### Brief
Reproduce the listing exactly, with no pictures in your copy.

### Excerpted data
----------------------------------------

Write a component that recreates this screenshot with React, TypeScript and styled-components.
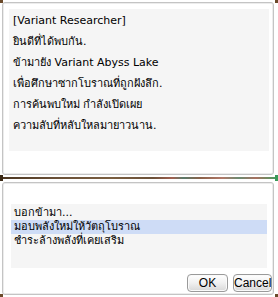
import React from "react";
import styled, { createGlobalStyle } from "styled-components";

const GlobalStyle = createGlobalStyle`
  html, body {
    margin: 0;
    padding: 0;
    background: #ffffff;
  }
  body {
    font-family: Tahoma, "DejaVu Sans", "Noto Sans", sans-serif;
  }
`;

const Frame = styled.div`
  position: relative;
  width: 278px;
  height: 297px;
  box-sizing: border-box;
  padding: 2px 4px 2px 2px;
  display: flex;
  flex-direction: column;
  background: #fff;
  color: #000;
  font-size: 11px;
`;

const Corner = styled.span<{ $pos: "tl" | "tr" | "bl" | "br" }>`
  position: absolute;
  width: 3px;
  height: 3px;
  background: #6b4a2a;
  ${p => (p.$pos[0] === "t" ? "top: 0;" : "bottom: 0;")}
  ${p => (p.$pos[1] === "l" ? "left: 0;" : "right: 0;")}
`;

const Panel = styled.div<{ $height: number; $pad: string }>`
  height: ${p => p.$height}px;
  box-sizing: border-box;
  border: 1px solid #c4c4c4;
  border-radius: 3px;
  box-shadow: inset 0 0 0 1px #ececec;
  padding: ${p => p.$pad};
  display: flex;
  flex-direction: column;
`;

const Dialogue = styled.div`
  background: #f5f5f5;
  height: 140px;
  padding: 1px 4px;
  line-height: 21px;
`;

const Line = styled.div`
  white-space: nowrap;
`;

const Divider = styled.div`
  position: relative;
  height: 2px;
  margin: 2px -4px 3px -2px;
  background: linear-gradient(
    90deg,
    #4a3520 0%,
    #6a5037 20%,
    #7a5e40 40%,
    #6b5038 55%,
    #a06050 62%,
    #5a7a6a 66%,
    #8a6048 72%,
    #b07868 80%,
    #6a8a70 86%,
    #a87060 92%,
    #40a060 100%
  );
`;

const Knob = styled.span<{ $side: "l" | "r"; $color: string }>`
  position: absolute;
  top: -2px;
  ${p => (p.$side === "l" ? "left: 0;" : "right: 0;")}
  width: 3px;
  height: 6px;
  background: ${p => p.$color};
`;

const ListBox = styled.div`
  background: #f5f5f5;
  height: 64px;
  padding-top: 2px;
  box-sizing: border-box;
`;

const Option = styled.div<{ $active?: boolean }>`
  height: 14px;
  line-height: 14px;
  padding-left: 3px;
  white-space: nowrap;
  background: ${p => (p.$active ? "#cedcf6" : "transparent")};
`;

const Buttons = styled.div`
  display: flex;
  justify-content: flex-end;
  gap: 5px;
  margin-top: 6px;
  margin-right: -5px;
`;

const Button = styled.button<{ $w: number }>`
  width: ${p => p.$w}px;
  height: 18px;
  padding: 0;
  font-family: "Liberation Sans", Arial, sans-serif;
  font-size: 12px;
  line-height: 16px;
  color: #000;
  border: 1px solid #9a9a9a;
  border-radius: 4px;
  background: linear-gradient(180deg, #ffffff 0%, #f0f0f0 50%, #d8d8d8 100%);
  box-shadow: inset 0 0 0 1px #fafafa;
`;

const lines = [
  "[Variant Researcher]",
  "ยินดีที่ได้พบกัน.",
  "ข้ามายัง Variant Abyss Lake",
  "เพื่อศึกษาซากโบราณที่ถูกฝังลึก.",
  "การค้นพบใหม่ กำลังเปิดเผย",
  "ความลับที่หลับใหลมายาวนาน.",
];

const options = ["บอกข้ามา...", "มอบพลังใหม่ให้วัตถุโบราณ", "ชำระล้างพลังที่เคยเสริม"];

export default function App() {
  return (
    <>
      <GlobalStyle />
      <Frame>
        <Corner $pos="tl" />
        <Corner $pos="tr" />
        <Corner $pos="bl" />
        <Corner $pos="br" />
        <Panel $height={174} $pad="6px 4px 0 6px">
          <Dialogue>
            {lines.map((l, i) => (
              <Line key={i}>{l}</Line>
            ))}
          </Dialogue>
        </Panel>
        <Divider>
          <Knob $side="l" $color="#3a2815" />
          <Knob $side="r" $color="#3a9a5a" />
        </Divider>
        <Panel $height={114} $pad="21px 6px 0 8px">
          <ListBox>
            {options.map((o, i) => (
              <Option key={i} $active={i === 1}>
                {o}
              </Option>
            ))}
          </ListBox>
          <Buttons>
            <Button $w={41}>OK</Button>
            <Button $w={39}>Cancel</Button>
          </Buttons>
        </Panel>
      </Frame>
    </>
  );
}
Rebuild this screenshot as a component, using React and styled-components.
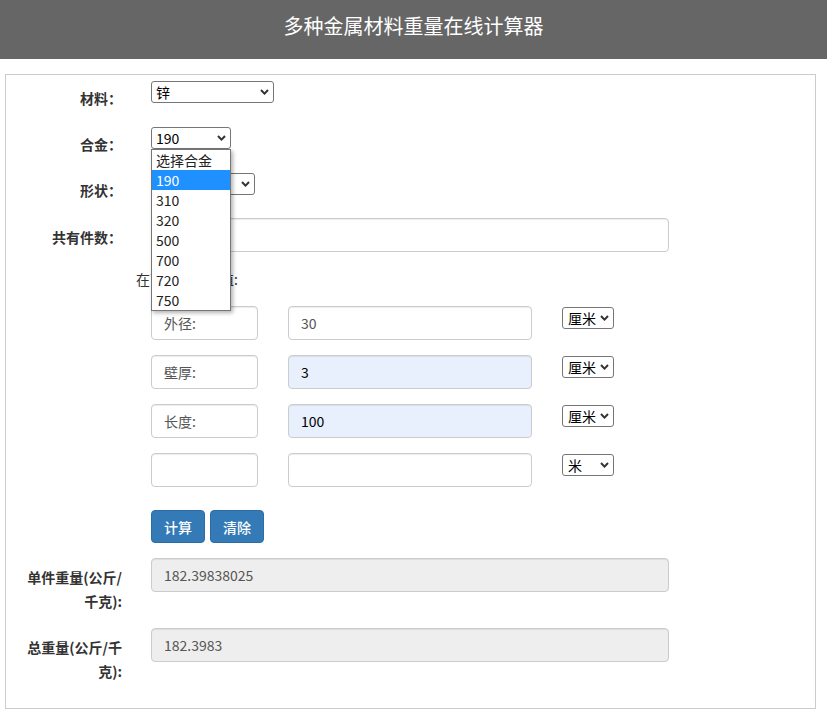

----------------------------------------

### Written answer
Write a component that recreates this screenshot with React, TypeScript and styled-components.
import React from "react";
import styled, { createGlobalStyle } from "styled-components";

const GlobalStyle = createGlobalStyle`
  html, body {
    margin: 0;
    padding: 0;
    background: #ffffff;
  }
  body {
    font-family: Tahoma, "DejaVu Sans", "Noto Sans", sans-serif;
  }
`;

const Frame = styled.div`
  position: relative;
  width: 278px;
  height: 297px;
  box-sizing: border-box;
  padding: 2px 4px 2px 2px;
  display: flex;
  flex-direction: column;
  background: #fff;
  color: #000;
  font-size: 11px;
`;

const Corner = styled.span<{ $pos: "tl" | "tr" | "bl" | "br" }>`
  position: absolute;
  width: 3px;
  height: 3px;
  background: #6b4a2a;
  ${p => (p.$pos[0] === "t" ? "top: 0;" : "bottom: 0;")}
  ${p => (p.$pos[1] === "l" ? "left: 0;" : "right: 0;")}
`;

const Panel = styled.div<{ $height: number; $pad: string }>`
  height: ${p => p.$height}px;
  box-sizing: border-box;
  border: 1px solid #c4c4c4;
  border-radius: 3px;
  box-shadow: inset 0 0 0 1px #ececec;
  padding: ${p => p.$pad};
  display: flex;
  flex-direction: column;
`;

const Dialogue = styled.div`
  background: #f5f5f5;
  height: 140px;
  padding: 1px 4px;
  line-height: 21px;
`;

const Line = styled.div`
  white-space: nowrap;
`;

const Divider = styled.div`
  position: relative;
  height: 2px;
  margin: 2px -4px 3px -2px;
  background: linear-gradient(
    90deg,
    #4a3520 0%,
    #6a5037 20%,
    #7a5e40 40%,
    #6b5038 55%,
    #a06050 62%,
    #5a7a6a 66%,
    #8a6048 72%,
    #b07868 80%,
    #6a8a70 86%,
    #a87060 92%,
    #40a060 100%
  );
`;

const Knob = styled.span<{ $side: "l" | "r"; $color: string }>`
  position: absolute;
  top: -2px;
  ${p => (p.$side === "l" ? "left: 0;" : "right: 0;")}
  width: 3px;
  height: 6px;
  background: ${p => p.$color};
`;

const ListBox = styled.div`
  background: #f5f5f5;
  height: 64px;
  padding-top: 2px;
  box-sizing: border-box;
`;

const Option = styled.div<{ $active?: boolean }>`
  height: 14px;
  line-height: 14px;
  padding-left: 3px;
  white-space: nowrap;
  background: ${p => (p.$active ? "#cedcf6" : "transparent")};
`;

const Buttons = styled.div`
  display: flex;
  justify-content: flex-end;
  gap: 5px;
  margin-top: 6px;
  margin-right: -5px;
`;

const Button = styled.button<{ $w: number }>`
  width: ${p => p.$w}px;
  height: 18px;
  padding: 0;
  font-family: "Liberation Sans", Arial, sans-serif;
  font-size: 12px;
  line-height: 16px;
  color: #000;
  border: 1px solid #9a9a9a;
  border-radius: 4px;
  background: linear-gradient(180deg, #ffffff 0%, #f0f0f0 50%, #d8d8d8 100%);
  box-shadow: inset 0 0 0 1px #fafafa;
`;

const lines = [
  "[Variant Researcher]",
  "ยินดีที่ได้พบกัน.",
  "ข้ามายัง Variant Abyss Lake",
  "เพื่อศึกษาซากโบราณที่ถูกฝังลึก.",
  "การค้นพบใหม่ กำลังเปิดเผย",
  "ความลับที่หลับใหลมายาวนาน.",
];

const options = ["บอกข้ามา...", "มอบพลังใหม่ให้วัตถุโบราณ", "ชำระล้างพลังที่เคยเสริม"];

export default function App() {
  return (
    <>
      <GlobalStyle />
      <Frame>
        <Corner $pos="tl" />
        <Corner $pos="tr" />
        <Corner $pos="bl" />
        <Corner $pos="br" />
        <Panel $height={174} $pad="6px 4px 0 6px">
          <Dialogue>
            {lines.map((l, i) => (
              <Line key={i}>{l}</Line>
            ))}
          </Dialogue>
        </Panel>
        <Divider>
          <Knob $side="l" $color="#3a2815" />
          <Knob $side="r" $color="#3a9a5a" />
        </Divider>
        <Panel $height={114} $pad="21px 6px 0 8px">
          <ListBox>
            {options.map((o, i) => (
              <Option key={i} $active={i === 1}>
                {o}
              </Option>
            ))}
          </ListBox>
          <Buttons>
            <Button $w={41}>OK</Button>
            <Button $w={39}>Cancel</Button>
          </Buttons>
        </Panel>
      </Frame>
    </>
  );
}
Rebuild this screenshot as a component, using React and styled-components.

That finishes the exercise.